The pause would last for a year, China's commerce ministry said in a statement.
It added that the two sides had also reached consensus on expanding agricultural trade and would work to resolve issues around short video app TikTok, which Trump seeks to bring under US-controlled ownership.
"PARTNERS AND FRIENDS"
“I guess on the scale from 0 to 10, with 10 being the best, I would say the meeting was a 12,” Trump said of his talks with Xi. “I think it was a 12.”
Neither leader made any public comments immediately after the talks, which lasted around an hour and 40 minutes.
Trump headed straight to Air Force One, waving and pumping his fist as he boarded the plane. The jet took off minutes later.
Xi was seen getting into his limousine outside the closed-door meeting.

Xi acknowledged before the meeting began in earnest that both sides did not always see eye to eye, but should strive to be"partners and friends".

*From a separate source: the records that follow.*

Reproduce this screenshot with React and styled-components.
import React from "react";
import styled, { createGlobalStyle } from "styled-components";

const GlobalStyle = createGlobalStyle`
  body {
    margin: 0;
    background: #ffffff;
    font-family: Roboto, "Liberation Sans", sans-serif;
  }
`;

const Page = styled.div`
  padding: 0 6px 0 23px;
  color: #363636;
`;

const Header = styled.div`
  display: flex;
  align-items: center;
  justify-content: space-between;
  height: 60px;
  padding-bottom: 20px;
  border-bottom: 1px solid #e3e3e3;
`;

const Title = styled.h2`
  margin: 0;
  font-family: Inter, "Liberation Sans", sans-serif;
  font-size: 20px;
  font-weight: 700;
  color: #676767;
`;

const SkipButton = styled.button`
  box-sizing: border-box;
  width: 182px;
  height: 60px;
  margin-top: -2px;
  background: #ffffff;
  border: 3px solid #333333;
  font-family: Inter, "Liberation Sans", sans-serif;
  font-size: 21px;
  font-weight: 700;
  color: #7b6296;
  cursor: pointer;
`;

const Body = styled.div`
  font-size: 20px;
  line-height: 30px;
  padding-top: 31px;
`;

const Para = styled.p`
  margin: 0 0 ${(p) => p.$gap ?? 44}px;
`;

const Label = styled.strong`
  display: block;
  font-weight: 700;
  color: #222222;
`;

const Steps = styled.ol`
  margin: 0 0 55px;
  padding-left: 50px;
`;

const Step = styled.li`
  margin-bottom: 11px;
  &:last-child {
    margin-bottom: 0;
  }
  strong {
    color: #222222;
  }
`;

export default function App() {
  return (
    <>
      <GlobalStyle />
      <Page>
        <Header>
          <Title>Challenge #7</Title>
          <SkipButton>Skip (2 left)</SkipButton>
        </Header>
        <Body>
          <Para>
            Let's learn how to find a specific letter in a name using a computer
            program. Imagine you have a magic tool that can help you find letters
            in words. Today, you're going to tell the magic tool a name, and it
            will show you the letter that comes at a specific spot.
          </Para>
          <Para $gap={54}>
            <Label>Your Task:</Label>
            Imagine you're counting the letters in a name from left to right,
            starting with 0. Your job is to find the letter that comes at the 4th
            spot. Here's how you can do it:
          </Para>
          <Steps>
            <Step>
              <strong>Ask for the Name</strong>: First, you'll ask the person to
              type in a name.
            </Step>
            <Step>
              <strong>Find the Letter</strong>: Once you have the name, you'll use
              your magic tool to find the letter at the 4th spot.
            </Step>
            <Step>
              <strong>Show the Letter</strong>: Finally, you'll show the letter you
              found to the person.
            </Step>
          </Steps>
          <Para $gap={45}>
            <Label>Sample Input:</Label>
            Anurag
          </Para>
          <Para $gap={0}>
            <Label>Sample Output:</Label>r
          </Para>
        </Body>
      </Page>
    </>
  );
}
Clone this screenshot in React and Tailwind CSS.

"China and the US can jointly shoulder our responsibility as major countries and work together to accomplish more great and concrete things for the good of our two countries and the whole world," said Xi.

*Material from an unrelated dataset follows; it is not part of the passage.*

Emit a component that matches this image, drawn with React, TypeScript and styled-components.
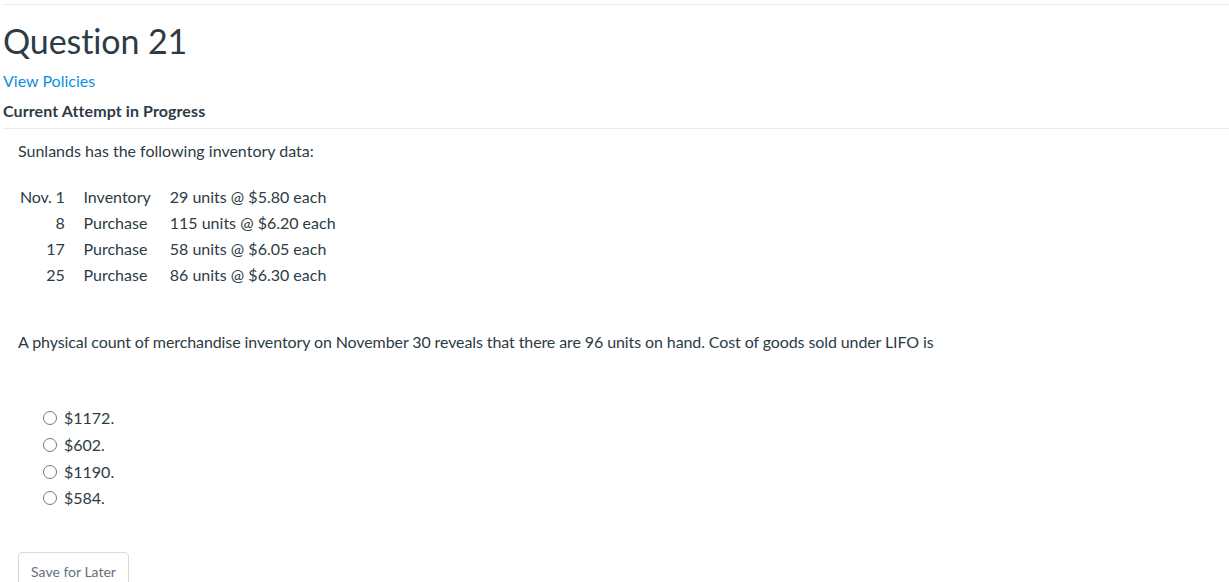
import React from 'react';
import styled, { createGlobalStyle } from 'styled-components';

const GlobalStyle = createGlobalStyle`
  body {
    margin: 0;
    background: #fff;
    font-family: Lato, "Open Sans", sans-serif;
    color: #2d3b45;
  }
`;

type Row = { date: string; kind: string; detail: string };

const rows: Row[] = [
  { date: 'Nov. 1', kind: 'Inventory', detail: '29 units @ $5.80 each' },
  { date: '8', kind: 'Purchase', detail: '115 units @ $6.20 each' },
  { date: '17', kind: 'Purchase', detail: '58 units @ $6.05 each' },
  { date: '25', kind: 'Purchase', detail: '86 units @ $6.30 each' },
];

const answers = ['$1172.', '$602.', '$1190.', '$584.'];

export default function App() {
  return (
    <Page>
      <GlobalStyle />
      <Header>
        <Title>Question 21</Title>
        <PolicyLink href="#">View Policies</PolicyLink>
        <Status>Current Attempt in Progress</Status>
      </Header>
      <Body>
        <Text>Sunlands has the following inventory data:</Text>
        <DataTable>
          <tbody>
            {rows.map((r) => (
              <tr key={r.date}>
                <DateCell>{r.date}</DateCell>
                <Cell>{r.kind}</Cell>
                <Cell>{r.detail}</Cell>
              </tr>
            ))}
          </tbody>
        </DataTable>
        <Prompt>
          A physical count of merchandise inventory on November 30 reveals that there are 96 units on
          hand. Cost of goods sold under LIFO is
        </Prompt>
        <Options>
          {answers.map((a) => (
            <Option key={a}>
              <Radio type="radio" name="q21" />
              <span>{a}</span>
            </Option>
          ))}
        </Options>
        <SaveButton>Save for Later</SaveButton>
      </Body>
    </Page>
  );
}

const Page = styled.div`
  padding-top: 4px;
  padding-left: 3px;
`;

const Header = styled.div`
  border-top: 1px solid #e8eaec;
  border-bottom: 1px solid #e8eaec;
  padding-bottom: 7px;
  display: flex;
  flex-direction: column;
  align-items: flex-start;
`;

const Title = styled.h1`
  margin: 14px 0 0 0;
  font-size: 34px;
  font-weight: 400;
  line-height: 44px;
  color: #2d3b45;
  letter-spacing: -0.1px;
`;

const PolicyLink = styled.a`
  margin-top: 8px;
  font-size: 16px;
  line-height: 20px;
  color: #0a8fe5;
  text-decoration: none;
`;

const Status = styled.div`
  margin-top: 10px;
  font-size: 16px;
  font-weight: 700;
  line-height: 20px;
  color: #2d3b45;
  letter-spacing: 0.1px;
`;

const Body = styled.div`
  padding: 12px 0 0 15px;
  font-size: 16px;
  color: #2d3b45;
`;

const Text = styled.p`
  margin: 0;
  line-height: 20px;
`;

const DataTable = styled.table`
  margin-top: 23px;
  border-collapse: collapse;
  font-size: 16px;
`;

const Cell = styled.td`
  padding: 0 0 0 19px;
  height: 26px;
  line-height: 20px;
  vertical-align: middle;
  white-space: nowrap;
`;

const DateCell = styled(Cell)`
  padding-left: 2px;
  text-align: right;
  letter-spacing: -0.2px;
`;

const Prompt = styled.p`
  margin: 44px 0 0 0;
  line-height: 20px;
  letter-spacing: -0.1px;
`;

const Options = styled.div`
  margin-top: 53px;
  padding-left: 25px;
  display: flex;
  flex-direction: column;
`;

const Option = styled.label`
  display: flex;
  align-items: center;
  gap: 7px;
  height: 26.7px;
  line-height: 20px;
`;

const Radio = styled.input`
  margin: 0;
  width: 14px;
  height: 14px;
`;

const SaveButton = styled.button`
  margin-top: 40px;
  padding: 10px 12px;
  font-family: Lato, "Open Sans", sans-serif;
  font-size: 14px;
  color: #66717a;
  background: #fff;
  border: 1px solid #d7dadd;
  border-radius: 4px;
  width: 111px;
  height: 40px;
`;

Sitting opposite each other, each leader was flanked by senior officials, including Secretary of State Marco Rubio, Treasury chief Scott Bessent and Commerce Secretary Howard Lutnick.
Xi's team, which arrived from Beijing shortly before - the US side was already in South Korea - included Foreign Minister Wang Yi, Commerce Minister Wang Wentao and Vice Premier He Lifeng.

MUTED RESPONSE FROM GLOBAL MARKETS
The reaction to the detente was muted in global stock markets, with major Asian indexes and European futures swinging between gains and losses.
China's Shanghai Composite Index slipped from a 10-year high, while US soybean futures were weaker.
"The response from markets has been cautious in contrast to Trump's enthusiastic characterisation of the meeting," said Besa Deda, chief economist at advisory firm William Buck in Sydney.
Among major US trading partners, only Brazil and India are still subject to higher tariffs.
In the run-up to the meeting, world stock markets from Wall Street to Tokyo had hit records on hopes of a breakthrough in a trade war between the world's two largest economies that has disrupted supply chains and rocked global business confidence.
Trump repeatedly talked up prospects of reaching an agreement with Xi since US negotiators on Sunday said they had agreed to a framework with China to avoid 100 per cent US tariffs on its goods and defer China's export curbs on rare earths.
The cordial meeting between the leaders was held at a South Korean air base on the sidelines of the Asia-Pacific Economic Cooperation (APEC) forum.

FRICTIONS NOW AND THEN ARE NORMAL
"China's development and rejuvenation are not incompatible with President Trump's goal of 'Making America Great Again'," Xi told Trump via a translator at the start of the meeting.
The two sides agreed to pause tit-for-tat port fees on shipping, designed to thwart dominance in shipbuilding, ocean freight and logistics.
China will also begin the process of purchasing US energy, Trump said in a post on Truth Social on Thursday, hinting at a big deal in Alaska where his administration has been touting a proposed US$44-billion LNG pipeline.
The White House has signalled it hopes the summit will be the first of several between the leaders in the coming year. Trump said he would travel to China in April before he receives Xi in the US.
Chinese state media portrayed the meeting with Trump as a triumph of Xi's policymaking.
"We have the confidence and capability to navigate all kinds of risks and challenges," the official news agency, Xinhua, quoted him as saying.
NO NVIDIA CHIP, TAIWAN DISCUSSIONS
The agreement reached broadly returns ties to their status before Trump's"Liberation Day" offensive in April triggered tit-for-tat escalation.
But it may be no more than a fragile truce in a trade war with root causes still unresolved, analysts say.
Trump said he did not discuss Nvidia's state-of-the-art Blackwell chip with Xi, in a further blow to the firm's hopes of maintaining its presence in China's US$50-billion AI market.
The contentious issue of Taiwan, the island claimed by China that is a US partner and high-tech powerhouse, also did not surface in the talks, Trump said.
But minutes before starting the meeting, Trump ordered the US military to resume testing nuclear weapons after a gap of 33 years, pointing to the growing arsenals of Russia and China.